В минувшую среду в БКЗ им. Салиха Сайдашева прошел авторский вечер Энри Лолашвили. Государственный симфонический оркестр РТ исполнял музыку, которую этот композитор написал к фильмам «Статский советник», «Нежный возраст», «Братья Карамазовы», «Ликвидация».
На интервью с корреспондентом «ВК» Энри Лолашвили опоздал. Рассеянный и медлительный, он этого, так мне показалось, даже не заметил.
— Энри Георгиевич, в Интернете легче найти вашу музыку, чем развернутую информацию о вас.
— Это хорошо, наверное. Нет? Ну тогда расскажу. У меня все обычно: музыкальная школа-десятилетка, играл на пианино. Потом поступил в университет на филологический факультет, по первому высшему образованию я журналист. А вот после университета поступил уже в консерваторию — в класс композиции. Все это в Тбилиси происходило.
— Именно в Тбилиси вы начали писать музыку для кино?
— Да. Моя первая работа в кино — фильм Михаила Чиаурели «Арена неистовых», это в 1986 году было. А в 1987 году я написал музыку к фильму Наны Джорджадзе «Робинзонада, или Мой английский дедушка». На Каннском кинофестивале этот фильм получил приз независимого жюри за лучший дебют «Золотая камера», а меня пригласили в Париж писать музыку для кое-каких проектов. Я поехал в Париж, думал — на два месяца. Но так получилось, что 14 лет в Париже жил. Так, кстати, и с Москвой вышло. Когда из Парижа я приехал в гости в Москву в 2000 году, то тоже думал, что на месяц-два задержусь. А вот остался жить.
— Так вы теперь москвич?
— Тбилиси, Париж и Москва — города, в которых я чаще всего живу.
— В 2009 году вас номинировали на «Серебряную калошу» за «Плагиат года»: главная музыкальная тема из сериала «Ликвидация» почти что звук в звук совпадала с третьей частью Третьей симфонии Брамса. Как вы это объясните?
— Я был в ужасе, конечно. Потому что в титрах «Ликвидации» не указали, что звучит мой «Парафраз на пять тактов третьей части Третьей симфонии Брамса». Я и не думал присваивать себе его музыку, я не похож на Брамса! История вообще такая была. Режиссер «Ликвидации» Урсуляк хотел использовать мою музыку из «Статского советника», просил меня слегка ее переделать. Мы сидели у меня дома, я начал играть на рояле. Когда стал играть Брамса, Урсуляк говорит:
«Замечательно! Вот это мне и нужно!». И я решил сочинить парафраз. Мне обещали, что в титрах все будет указано! Обязательно надо указывать. Кстати, я ведь не только для кино пишу. У меня много джазовых композиций, симфонических произведений. Мои сочинения исполняют оркестры Финляндии, Турции.

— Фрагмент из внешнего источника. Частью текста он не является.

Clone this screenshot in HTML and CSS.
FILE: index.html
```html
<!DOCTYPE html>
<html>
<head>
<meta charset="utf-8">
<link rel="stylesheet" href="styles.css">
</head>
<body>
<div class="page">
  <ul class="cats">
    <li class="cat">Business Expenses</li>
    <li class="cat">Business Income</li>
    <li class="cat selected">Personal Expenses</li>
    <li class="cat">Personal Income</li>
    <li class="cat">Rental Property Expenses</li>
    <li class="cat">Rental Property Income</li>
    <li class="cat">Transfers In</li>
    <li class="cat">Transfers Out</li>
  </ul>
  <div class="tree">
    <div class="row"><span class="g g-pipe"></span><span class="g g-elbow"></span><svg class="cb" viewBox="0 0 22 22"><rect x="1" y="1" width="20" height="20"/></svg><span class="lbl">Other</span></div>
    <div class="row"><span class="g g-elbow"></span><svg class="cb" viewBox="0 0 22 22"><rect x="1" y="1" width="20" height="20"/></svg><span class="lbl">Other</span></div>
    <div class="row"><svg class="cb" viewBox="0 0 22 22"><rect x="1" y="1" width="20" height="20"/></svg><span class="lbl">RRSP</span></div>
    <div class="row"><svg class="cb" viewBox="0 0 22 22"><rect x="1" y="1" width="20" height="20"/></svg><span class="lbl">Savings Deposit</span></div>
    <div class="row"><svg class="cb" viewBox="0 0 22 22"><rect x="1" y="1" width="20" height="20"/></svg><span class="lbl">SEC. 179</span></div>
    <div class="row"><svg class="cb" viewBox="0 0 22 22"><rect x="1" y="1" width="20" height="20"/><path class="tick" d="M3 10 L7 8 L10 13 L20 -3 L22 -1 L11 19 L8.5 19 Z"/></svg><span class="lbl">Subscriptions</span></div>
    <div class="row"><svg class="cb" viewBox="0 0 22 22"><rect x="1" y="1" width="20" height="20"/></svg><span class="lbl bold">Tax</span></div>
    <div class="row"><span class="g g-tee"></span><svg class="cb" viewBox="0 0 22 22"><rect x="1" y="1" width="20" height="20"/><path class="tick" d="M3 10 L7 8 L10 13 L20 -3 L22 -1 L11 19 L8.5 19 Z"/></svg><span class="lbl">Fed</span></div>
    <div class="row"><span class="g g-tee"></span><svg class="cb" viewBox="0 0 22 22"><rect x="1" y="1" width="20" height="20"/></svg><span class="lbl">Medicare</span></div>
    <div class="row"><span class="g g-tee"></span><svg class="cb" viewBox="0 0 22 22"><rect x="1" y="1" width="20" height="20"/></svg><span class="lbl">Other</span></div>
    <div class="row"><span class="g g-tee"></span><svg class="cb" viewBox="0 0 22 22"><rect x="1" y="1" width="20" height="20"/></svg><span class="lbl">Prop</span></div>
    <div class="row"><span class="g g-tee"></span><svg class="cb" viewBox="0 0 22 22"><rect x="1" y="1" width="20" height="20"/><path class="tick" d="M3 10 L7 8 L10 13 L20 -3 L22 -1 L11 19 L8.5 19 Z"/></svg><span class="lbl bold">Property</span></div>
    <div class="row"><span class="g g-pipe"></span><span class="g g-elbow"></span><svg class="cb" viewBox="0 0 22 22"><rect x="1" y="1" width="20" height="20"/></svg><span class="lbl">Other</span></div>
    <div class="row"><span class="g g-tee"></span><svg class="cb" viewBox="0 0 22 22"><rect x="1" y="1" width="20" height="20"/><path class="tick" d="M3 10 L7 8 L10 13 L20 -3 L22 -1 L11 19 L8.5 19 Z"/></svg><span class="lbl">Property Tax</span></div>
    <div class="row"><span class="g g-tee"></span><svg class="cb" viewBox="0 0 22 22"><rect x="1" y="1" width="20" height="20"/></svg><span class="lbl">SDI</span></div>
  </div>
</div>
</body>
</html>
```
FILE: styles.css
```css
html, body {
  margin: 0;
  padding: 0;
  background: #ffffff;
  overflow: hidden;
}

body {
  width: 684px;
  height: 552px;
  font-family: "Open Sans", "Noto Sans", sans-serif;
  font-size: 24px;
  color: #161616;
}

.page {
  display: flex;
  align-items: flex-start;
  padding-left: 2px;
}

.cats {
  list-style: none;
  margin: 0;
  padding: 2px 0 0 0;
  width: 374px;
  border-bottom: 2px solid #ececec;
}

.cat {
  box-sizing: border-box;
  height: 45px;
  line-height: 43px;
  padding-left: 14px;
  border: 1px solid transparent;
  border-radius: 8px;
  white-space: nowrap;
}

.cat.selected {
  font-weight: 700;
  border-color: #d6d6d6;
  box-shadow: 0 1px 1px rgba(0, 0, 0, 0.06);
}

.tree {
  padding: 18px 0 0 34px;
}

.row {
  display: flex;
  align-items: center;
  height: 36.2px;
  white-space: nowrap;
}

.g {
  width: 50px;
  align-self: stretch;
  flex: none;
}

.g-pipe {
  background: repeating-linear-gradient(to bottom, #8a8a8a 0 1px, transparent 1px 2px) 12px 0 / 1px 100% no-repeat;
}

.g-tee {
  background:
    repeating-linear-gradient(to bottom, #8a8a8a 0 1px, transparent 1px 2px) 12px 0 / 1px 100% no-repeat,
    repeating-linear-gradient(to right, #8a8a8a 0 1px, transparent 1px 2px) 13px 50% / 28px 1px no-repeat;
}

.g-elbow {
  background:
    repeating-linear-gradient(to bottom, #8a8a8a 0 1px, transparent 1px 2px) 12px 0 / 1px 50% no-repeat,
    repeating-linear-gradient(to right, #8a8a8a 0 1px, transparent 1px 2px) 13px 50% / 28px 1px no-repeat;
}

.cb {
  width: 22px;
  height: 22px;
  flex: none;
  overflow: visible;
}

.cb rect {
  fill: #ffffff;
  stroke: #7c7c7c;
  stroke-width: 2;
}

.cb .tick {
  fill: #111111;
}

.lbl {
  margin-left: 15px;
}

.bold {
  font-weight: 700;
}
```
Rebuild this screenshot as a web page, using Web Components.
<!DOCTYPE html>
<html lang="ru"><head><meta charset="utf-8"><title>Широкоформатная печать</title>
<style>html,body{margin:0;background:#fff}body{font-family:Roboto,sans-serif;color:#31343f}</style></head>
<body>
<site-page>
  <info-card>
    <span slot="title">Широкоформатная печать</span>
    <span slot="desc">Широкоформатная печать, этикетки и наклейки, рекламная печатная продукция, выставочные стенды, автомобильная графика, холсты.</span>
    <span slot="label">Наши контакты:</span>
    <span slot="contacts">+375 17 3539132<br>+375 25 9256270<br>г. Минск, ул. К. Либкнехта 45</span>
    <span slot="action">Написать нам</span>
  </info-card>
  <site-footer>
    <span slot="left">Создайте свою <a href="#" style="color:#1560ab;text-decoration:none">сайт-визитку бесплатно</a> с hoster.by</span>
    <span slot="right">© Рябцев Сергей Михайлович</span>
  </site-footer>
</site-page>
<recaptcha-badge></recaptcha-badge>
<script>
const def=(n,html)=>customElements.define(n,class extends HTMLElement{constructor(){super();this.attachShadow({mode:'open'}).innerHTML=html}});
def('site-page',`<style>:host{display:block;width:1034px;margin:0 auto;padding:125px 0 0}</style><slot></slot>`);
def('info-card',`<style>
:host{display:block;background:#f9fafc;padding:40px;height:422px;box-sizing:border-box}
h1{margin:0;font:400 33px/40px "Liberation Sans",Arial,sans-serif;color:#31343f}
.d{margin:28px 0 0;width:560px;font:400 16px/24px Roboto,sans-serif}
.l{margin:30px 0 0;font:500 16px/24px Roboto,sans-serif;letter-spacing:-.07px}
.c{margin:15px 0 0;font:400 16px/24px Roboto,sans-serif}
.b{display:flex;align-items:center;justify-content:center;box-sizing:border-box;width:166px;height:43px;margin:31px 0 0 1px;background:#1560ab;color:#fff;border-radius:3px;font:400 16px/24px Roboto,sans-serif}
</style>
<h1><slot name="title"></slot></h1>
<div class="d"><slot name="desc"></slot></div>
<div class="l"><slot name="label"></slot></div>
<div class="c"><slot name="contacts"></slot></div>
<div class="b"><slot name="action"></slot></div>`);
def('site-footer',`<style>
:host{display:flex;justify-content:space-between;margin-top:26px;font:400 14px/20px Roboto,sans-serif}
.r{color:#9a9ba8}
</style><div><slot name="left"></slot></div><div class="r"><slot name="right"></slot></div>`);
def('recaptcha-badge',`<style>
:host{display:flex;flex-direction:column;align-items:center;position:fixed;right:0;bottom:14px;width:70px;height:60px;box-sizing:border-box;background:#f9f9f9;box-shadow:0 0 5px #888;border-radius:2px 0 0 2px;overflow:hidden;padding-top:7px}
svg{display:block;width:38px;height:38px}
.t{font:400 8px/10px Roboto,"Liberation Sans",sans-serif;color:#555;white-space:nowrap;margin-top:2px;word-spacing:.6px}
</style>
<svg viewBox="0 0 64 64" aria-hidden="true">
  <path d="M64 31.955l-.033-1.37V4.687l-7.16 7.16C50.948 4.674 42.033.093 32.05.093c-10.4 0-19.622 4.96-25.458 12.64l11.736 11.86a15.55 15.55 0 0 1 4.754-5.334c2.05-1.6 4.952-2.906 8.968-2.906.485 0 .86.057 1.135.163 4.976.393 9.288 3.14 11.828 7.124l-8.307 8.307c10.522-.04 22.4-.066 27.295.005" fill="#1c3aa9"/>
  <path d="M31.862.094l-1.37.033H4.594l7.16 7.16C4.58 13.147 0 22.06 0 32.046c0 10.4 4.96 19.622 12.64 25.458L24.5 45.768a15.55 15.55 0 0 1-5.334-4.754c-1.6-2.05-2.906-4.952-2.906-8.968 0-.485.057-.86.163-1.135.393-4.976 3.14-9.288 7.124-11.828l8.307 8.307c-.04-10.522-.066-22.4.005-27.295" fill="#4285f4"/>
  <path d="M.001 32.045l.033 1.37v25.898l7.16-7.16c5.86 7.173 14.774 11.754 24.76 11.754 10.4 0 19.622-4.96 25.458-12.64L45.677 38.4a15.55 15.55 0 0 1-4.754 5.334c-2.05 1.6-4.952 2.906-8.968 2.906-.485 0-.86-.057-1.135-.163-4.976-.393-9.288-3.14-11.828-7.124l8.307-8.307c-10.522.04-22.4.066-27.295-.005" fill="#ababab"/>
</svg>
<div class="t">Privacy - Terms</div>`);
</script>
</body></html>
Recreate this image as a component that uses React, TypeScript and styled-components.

— А с сегодняшенего дня и Симфонический оркестр Татарстана.
— Горжусь этим! Я, скажу честно, совсем недавно про этот коллектив узнал. В декабре прошлого года у вашего оркестра был концерт в Москве, в Концертном зале Чайковского. Я был потрясен. Прекрасный оркестр! Такого уровня оркестров в России — единицы. Для меня честь, что ваш оркестр исполняет мою музыку.
— Говорят, вашу музыку очень любила Людмила Гурченко.
— Она была моим близким другом. Мне тяжело говорить об этом: она умерла в мой день рождения — 30 марта. Я не хотел справлять, но ближе к вечеру как-то спонтанно собрались с друзьями в ресторане. Про Люсю, что ее не стало, я ничего не знал. Вдруг мне звонит какая-то журналистка и спрашивает: «Энри Георгиевич, а Людмила Марковна успела вас поздравить?». Думаю, ненормальная какая-то. И отключил телефон. Рассказал про этот звонок друзьям, а они сразу напряглись. И только потом сказали мне, что Люся умерла. Для меня это был шок. Мы познакомились с ней в Лондоне. Подружились. Это было удивительно — увидеть, что у нас почти во всем одинаковые вкусы. А как она в музыке разбиралась! И в классике, и в джазе — во всем разбиралась! Мне ее очень не хватает. Тоскую по Люсе. Это моя боль.